:: Provided material
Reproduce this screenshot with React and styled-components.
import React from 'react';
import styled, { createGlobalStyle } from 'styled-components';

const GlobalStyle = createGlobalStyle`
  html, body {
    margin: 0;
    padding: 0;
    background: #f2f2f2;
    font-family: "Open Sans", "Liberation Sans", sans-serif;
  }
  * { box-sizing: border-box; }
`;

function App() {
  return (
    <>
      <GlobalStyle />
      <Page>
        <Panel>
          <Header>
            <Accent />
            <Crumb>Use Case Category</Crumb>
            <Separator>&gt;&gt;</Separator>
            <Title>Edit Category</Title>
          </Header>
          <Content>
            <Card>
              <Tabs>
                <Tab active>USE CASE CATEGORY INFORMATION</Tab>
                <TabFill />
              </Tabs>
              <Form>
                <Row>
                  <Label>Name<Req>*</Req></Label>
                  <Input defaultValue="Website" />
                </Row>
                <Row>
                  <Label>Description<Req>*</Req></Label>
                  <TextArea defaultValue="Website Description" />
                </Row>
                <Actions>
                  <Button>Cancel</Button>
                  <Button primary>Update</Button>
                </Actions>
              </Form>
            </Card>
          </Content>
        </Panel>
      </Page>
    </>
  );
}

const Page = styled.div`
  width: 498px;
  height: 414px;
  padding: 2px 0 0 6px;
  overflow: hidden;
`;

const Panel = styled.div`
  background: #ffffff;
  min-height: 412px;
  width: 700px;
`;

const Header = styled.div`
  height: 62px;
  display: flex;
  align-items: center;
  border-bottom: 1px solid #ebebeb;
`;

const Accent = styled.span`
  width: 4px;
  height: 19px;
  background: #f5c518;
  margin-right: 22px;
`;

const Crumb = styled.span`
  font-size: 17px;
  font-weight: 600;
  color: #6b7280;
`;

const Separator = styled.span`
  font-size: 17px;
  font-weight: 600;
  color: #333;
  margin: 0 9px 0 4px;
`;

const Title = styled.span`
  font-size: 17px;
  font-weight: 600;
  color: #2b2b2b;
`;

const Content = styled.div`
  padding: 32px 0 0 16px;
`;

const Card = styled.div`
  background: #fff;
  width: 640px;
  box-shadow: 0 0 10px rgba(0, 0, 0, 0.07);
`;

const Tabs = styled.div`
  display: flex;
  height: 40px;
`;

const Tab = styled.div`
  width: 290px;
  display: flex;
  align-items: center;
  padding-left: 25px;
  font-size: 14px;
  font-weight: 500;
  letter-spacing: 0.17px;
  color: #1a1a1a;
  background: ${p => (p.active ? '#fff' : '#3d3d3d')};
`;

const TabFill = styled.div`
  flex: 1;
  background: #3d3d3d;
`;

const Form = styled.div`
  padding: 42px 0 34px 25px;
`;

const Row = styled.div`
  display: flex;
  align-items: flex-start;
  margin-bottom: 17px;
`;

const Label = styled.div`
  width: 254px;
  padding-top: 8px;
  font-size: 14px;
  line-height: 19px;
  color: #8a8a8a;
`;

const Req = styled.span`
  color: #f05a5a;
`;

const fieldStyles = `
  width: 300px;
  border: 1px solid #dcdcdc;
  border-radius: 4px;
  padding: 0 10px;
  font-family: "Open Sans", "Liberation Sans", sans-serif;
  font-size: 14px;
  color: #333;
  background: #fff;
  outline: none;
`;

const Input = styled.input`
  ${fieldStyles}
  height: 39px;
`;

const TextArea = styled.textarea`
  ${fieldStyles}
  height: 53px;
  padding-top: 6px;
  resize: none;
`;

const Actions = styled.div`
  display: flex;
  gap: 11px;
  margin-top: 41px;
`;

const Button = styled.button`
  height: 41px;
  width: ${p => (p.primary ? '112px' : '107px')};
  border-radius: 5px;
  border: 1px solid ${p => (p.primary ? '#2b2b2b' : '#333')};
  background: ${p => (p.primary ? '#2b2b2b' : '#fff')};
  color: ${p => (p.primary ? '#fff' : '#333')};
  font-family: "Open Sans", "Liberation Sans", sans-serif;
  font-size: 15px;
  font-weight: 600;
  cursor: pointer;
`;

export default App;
::::
Objective = Find "components". Copy every line it occurs in.

Solution to this task =
Reproduce this screenshot with React and styled-components.
import styled, { createGlobalStyle } from 'styled-components';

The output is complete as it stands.